I’ve been using JetBrains’ IDE’s full-line code completion, mostly in CLion, which defaults to a locally-run LLM. I’m on the fence about it; sometimes it’s spookily accurate, sometimes it just gets in the way, sometimes it’s almost right but with minor mistakes that would lead to bugs if I didn’t fix them. I still have to code-review each line it suggests.
If I were a slower typist, or had a disability, or had less expertise in the language/library, I might find it more valuable.
I’m a slow typist due to physical disability. For me, once a “smart” feature has let me down enough times, I stop trusting it. It takes more effort for me to invoke the smart feature, carefully scrutinize the untrustworthy output, and potentially fixing it manually, than to just do it manually from the start, using tools/accessibility aids that I can trust.
Someone on Hacker News said it was like a person trying to guess what you were saying in a conversation and that really hit the mark for me. It totally breaks my line of thought to have text suggested. I either ignore it because I’m trying to work through my thought process (in which case it’s useless) or I have to stop to read it, which breaks my flow.
My experience exactly.
The link on “open dataset” leads me to a page where I can view the training materials, which is nice, but is there any explainer on where it came from? Scraped from permissively licensed codebases? Collected from Zed users? Artificially written by volunteers or staff? Generated by a larger LLM? Torrenting books on work laptops?

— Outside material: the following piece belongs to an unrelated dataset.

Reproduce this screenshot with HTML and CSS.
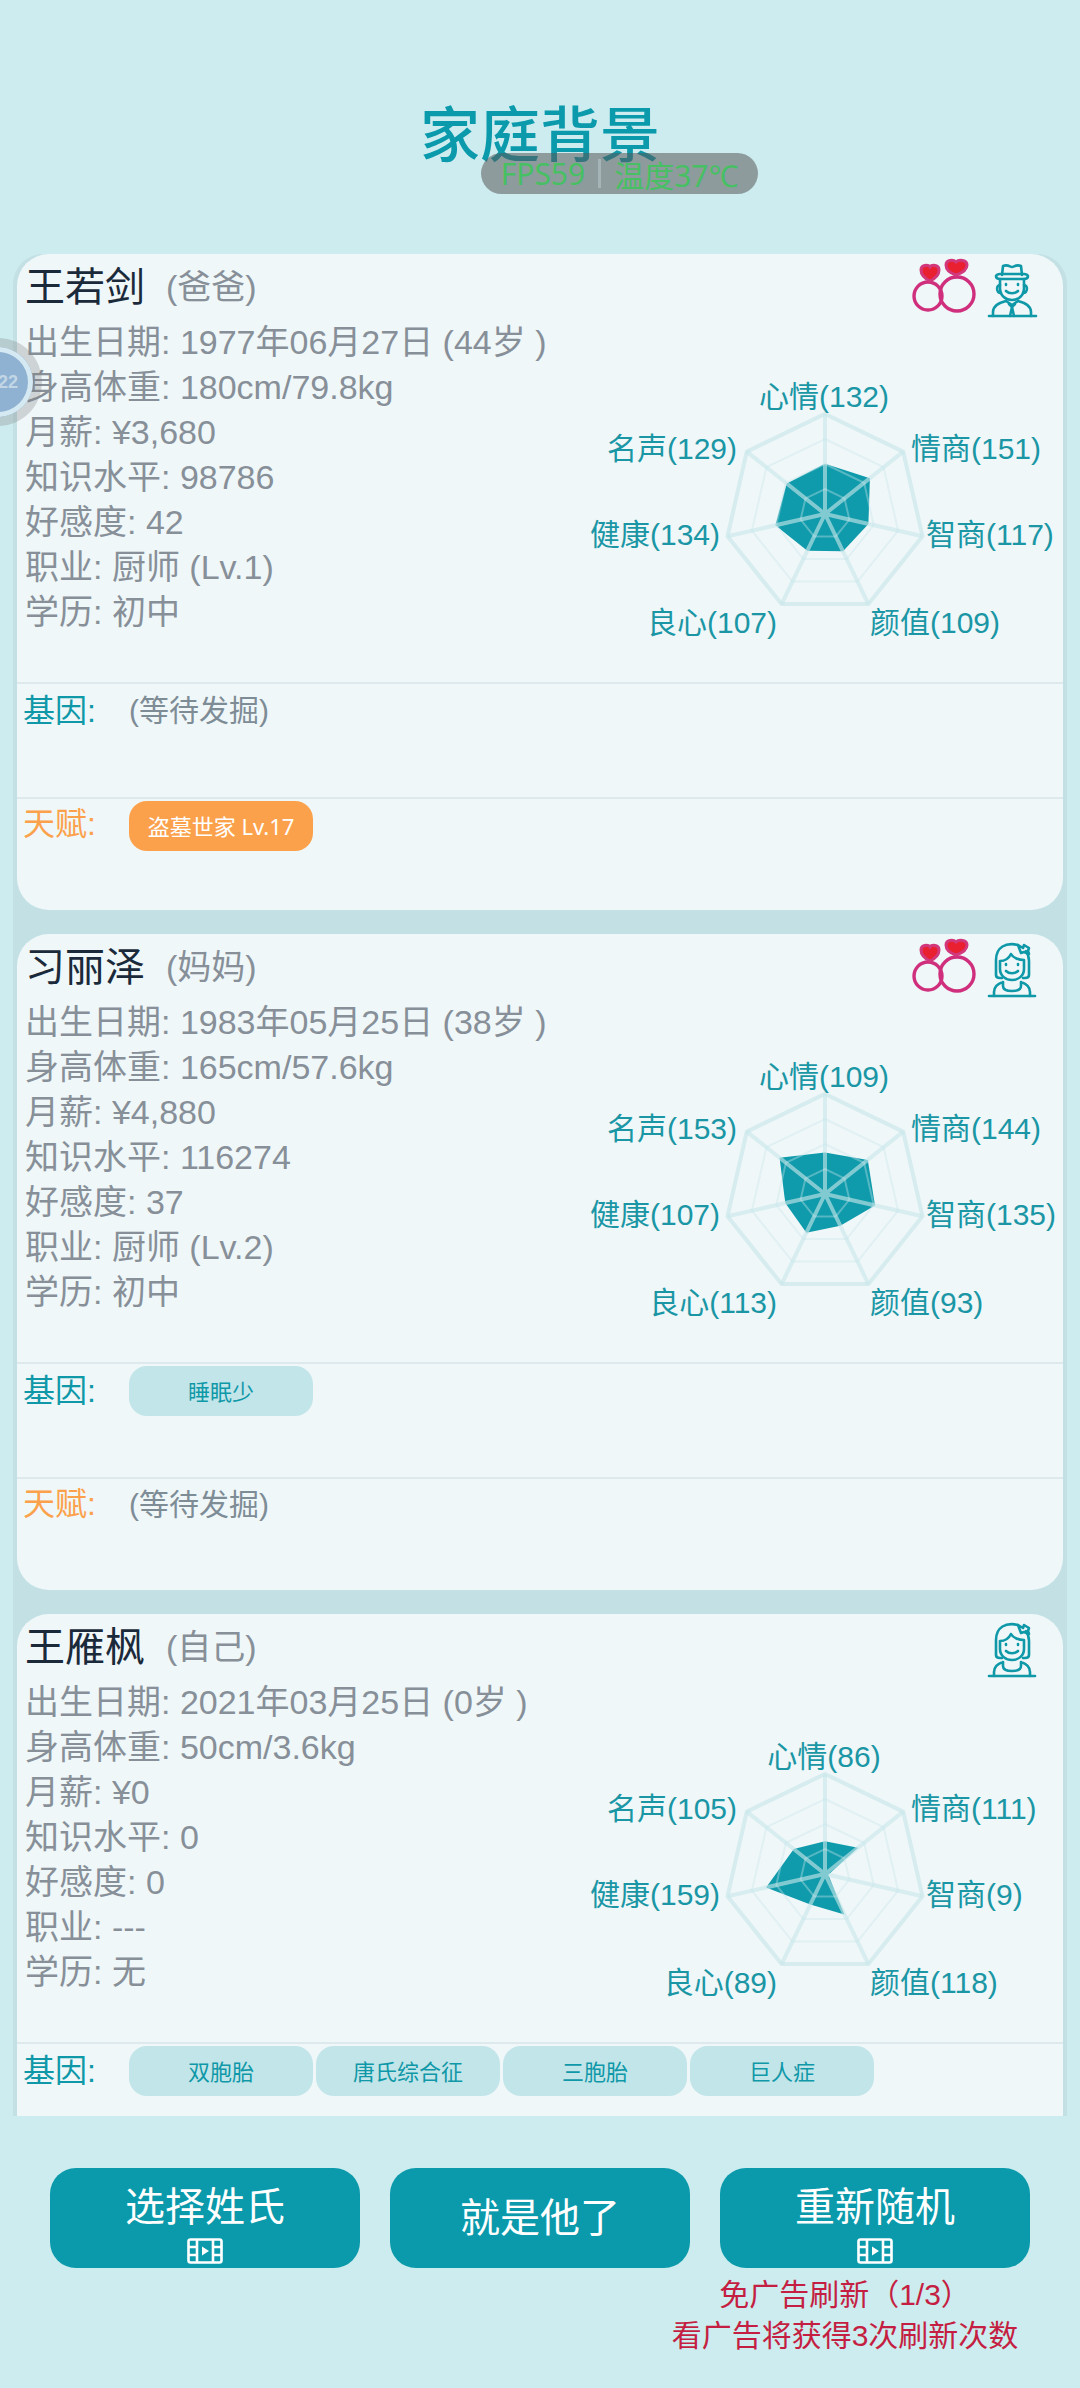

I’m a pretty anti-AI guy but I can tolerate a model made from fully consensually collected materials, if for no other reason than to disprove OpenAI’s claim that it can’t be done.
There’s a section about this in the blog post:
So we did bootstrap it initially using some examples generated by Claude, and the rest has come from our team’s own usage.
Can I download the model, run it using ollama and use that from Zed? Zed already supports ollama for chat and the base model (qwen) is available for ollama. Therefore it should be doable.
We don’t yet support edit prediction providers outside of Zed (our hosted Zeta model), Copilot, and Supermaven, but we are looking to make this more extensible in the future and allow for running models locally through Ollama and the like.
I know this is taking a lot of hate but I used this today to improve some HTML/CSS for my site and it was quite helpful imo. I’d say I’m a fan if it, and Zed in general.